* Stored data

________________

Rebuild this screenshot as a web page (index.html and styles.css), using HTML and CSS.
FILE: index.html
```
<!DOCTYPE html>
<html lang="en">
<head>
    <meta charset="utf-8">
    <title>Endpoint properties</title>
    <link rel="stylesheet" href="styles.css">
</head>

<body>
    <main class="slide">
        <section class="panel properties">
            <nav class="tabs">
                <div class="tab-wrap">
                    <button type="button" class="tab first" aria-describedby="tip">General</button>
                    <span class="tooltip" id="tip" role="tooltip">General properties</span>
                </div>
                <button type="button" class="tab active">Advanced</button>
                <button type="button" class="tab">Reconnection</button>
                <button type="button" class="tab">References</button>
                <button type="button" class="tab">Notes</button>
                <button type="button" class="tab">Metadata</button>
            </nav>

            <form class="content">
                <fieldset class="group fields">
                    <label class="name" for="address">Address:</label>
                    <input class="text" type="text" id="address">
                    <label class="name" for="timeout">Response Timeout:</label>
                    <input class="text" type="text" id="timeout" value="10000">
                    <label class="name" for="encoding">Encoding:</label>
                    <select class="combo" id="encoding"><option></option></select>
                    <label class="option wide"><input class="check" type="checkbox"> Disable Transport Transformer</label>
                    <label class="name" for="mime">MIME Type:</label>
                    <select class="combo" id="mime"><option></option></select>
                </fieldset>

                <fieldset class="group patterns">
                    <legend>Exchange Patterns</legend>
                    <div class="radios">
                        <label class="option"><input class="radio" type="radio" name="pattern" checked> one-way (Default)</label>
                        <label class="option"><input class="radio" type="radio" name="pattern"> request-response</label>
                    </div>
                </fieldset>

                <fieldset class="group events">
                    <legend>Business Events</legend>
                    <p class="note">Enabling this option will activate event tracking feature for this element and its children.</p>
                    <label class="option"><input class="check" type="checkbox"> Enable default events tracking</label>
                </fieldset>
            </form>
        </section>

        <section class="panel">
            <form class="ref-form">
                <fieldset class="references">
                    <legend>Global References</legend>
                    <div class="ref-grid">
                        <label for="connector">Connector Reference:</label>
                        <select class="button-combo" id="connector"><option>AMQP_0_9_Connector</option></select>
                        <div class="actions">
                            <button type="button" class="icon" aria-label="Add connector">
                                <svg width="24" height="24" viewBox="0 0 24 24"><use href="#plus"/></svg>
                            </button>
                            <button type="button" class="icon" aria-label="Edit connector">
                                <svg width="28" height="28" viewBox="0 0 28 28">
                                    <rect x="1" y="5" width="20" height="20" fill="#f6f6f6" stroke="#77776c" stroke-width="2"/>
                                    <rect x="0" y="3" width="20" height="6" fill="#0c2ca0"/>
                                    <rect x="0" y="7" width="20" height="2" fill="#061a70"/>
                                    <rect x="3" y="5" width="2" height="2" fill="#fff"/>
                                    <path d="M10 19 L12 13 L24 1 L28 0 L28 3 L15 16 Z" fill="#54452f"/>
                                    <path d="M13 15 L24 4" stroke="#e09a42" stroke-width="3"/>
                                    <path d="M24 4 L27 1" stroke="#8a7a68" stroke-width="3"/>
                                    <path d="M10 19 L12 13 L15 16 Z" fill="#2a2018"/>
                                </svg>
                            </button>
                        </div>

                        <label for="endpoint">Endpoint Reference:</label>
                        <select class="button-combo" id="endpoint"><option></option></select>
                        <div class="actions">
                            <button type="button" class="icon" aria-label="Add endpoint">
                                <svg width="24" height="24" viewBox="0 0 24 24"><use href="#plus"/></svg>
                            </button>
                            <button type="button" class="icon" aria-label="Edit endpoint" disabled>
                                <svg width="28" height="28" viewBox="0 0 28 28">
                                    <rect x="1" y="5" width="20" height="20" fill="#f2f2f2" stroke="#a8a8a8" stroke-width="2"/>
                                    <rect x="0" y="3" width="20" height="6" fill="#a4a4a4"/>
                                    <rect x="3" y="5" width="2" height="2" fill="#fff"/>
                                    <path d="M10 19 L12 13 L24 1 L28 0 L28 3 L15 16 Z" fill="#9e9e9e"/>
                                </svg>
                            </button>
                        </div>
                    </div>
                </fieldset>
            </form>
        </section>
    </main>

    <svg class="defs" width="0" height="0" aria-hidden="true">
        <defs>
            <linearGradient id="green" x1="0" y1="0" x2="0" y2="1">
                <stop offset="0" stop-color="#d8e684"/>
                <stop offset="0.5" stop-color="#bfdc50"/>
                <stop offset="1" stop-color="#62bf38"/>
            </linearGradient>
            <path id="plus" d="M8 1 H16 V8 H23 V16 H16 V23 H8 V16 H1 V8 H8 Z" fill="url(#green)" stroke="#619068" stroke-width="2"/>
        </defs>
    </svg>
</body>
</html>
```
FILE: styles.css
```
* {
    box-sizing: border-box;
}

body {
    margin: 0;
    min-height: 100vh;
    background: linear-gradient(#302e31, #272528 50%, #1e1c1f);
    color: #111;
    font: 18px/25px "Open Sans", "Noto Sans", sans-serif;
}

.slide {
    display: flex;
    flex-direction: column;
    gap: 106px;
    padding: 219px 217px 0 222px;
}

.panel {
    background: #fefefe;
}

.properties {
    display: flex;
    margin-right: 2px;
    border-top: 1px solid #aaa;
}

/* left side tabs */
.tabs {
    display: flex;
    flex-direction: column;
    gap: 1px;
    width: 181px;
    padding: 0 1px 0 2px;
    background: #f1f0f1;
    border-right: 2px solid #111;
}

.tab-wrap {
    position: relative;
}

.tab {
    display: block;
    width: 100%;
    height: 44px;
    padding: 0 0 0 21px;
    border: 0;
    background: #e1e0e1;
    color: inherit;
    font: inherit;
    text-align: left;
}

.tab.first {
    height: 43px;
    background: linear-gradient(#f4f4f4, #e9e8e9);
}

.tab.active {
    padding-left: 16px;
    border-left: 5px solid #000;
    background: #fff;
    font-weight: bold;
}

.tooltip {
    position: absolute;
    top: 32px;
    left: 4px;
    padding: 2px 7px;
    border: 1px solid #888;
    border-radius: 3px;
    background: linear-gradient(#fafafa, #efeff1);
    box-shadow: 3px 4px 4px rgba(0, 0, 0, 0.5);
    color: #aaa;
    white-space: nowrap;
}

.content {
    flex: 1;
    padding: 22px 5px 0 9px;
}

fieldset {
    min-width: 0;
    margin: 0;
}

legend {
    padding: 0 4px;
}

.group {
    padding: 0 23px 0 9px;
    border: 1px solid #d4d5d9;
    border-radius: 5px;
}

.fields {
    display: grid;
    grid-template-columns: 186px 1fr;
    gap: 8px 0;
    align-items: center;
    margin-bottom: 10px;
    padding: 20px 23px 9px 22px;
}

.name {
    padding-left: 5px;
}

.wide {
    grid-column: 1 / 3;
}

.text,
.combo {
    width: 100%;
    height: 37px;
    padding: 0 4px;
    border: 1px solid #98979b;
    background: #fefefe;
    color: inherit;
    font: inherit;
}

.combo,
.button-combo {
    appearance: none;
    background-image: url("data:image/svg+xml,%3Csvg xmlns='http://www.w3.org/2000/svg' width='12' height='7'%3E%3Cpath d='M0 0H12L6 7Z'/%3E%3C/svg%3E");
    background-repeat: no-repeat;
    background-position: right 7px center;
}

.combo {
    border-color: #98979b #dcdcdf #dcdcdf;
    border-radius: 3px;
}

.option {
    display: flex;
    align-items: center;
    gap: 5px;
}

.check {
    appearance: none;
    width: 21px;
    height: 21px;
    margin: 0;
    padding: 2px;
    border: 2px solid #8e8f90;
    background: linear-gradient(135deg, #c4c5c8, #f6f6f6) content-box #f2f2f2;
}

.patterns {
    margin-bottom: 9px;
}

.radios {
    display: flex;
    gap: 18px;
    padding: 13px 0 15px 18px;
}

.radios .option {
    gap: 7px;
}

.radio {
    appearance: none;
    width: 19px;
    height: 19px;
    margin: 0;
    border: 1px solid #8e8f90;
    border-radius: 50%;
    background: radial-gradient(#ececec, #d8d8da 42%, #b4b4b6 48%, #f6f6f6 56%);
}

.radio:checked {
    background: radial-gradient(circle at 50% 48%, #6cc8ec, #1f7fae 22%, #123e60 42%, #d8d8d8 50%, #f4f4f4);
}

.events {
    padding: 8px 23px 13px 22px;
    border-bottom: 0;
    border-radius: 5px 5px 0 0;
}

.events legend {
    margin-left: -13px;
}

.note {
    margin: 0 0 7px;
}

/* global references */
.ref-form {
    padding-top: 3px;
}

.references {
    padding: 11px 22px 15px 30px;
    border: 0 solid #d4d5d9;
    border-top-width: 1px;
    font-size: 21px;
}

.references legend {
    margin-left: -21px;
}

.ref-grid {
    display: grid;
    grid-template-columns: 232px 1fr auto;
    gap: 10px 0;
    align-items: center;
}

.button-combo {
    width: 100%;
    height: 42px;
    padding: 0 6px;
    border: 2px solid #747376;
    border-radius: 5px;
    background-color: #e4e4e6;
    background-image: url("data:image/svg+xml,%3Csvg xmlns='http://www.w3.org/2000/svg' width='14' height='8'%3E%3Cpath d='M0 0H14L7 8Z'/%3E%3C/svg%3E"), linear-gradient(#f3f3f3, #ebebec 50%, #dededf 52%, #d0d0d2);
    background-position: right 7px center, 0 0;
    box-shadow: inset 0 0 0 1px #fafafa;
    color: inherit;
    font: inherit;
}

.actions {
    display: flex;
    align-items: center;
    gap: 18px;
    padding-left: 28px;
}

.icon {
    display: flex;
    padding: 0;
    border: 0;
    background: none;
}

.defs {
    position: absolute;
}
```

________________

* Given request
Copy every line in the listing above where the string "index" turns up.

* Written answer
Rebuild this screenshot as a web page (index.html and styles.css), using HTML and CSS.
FILE: index.html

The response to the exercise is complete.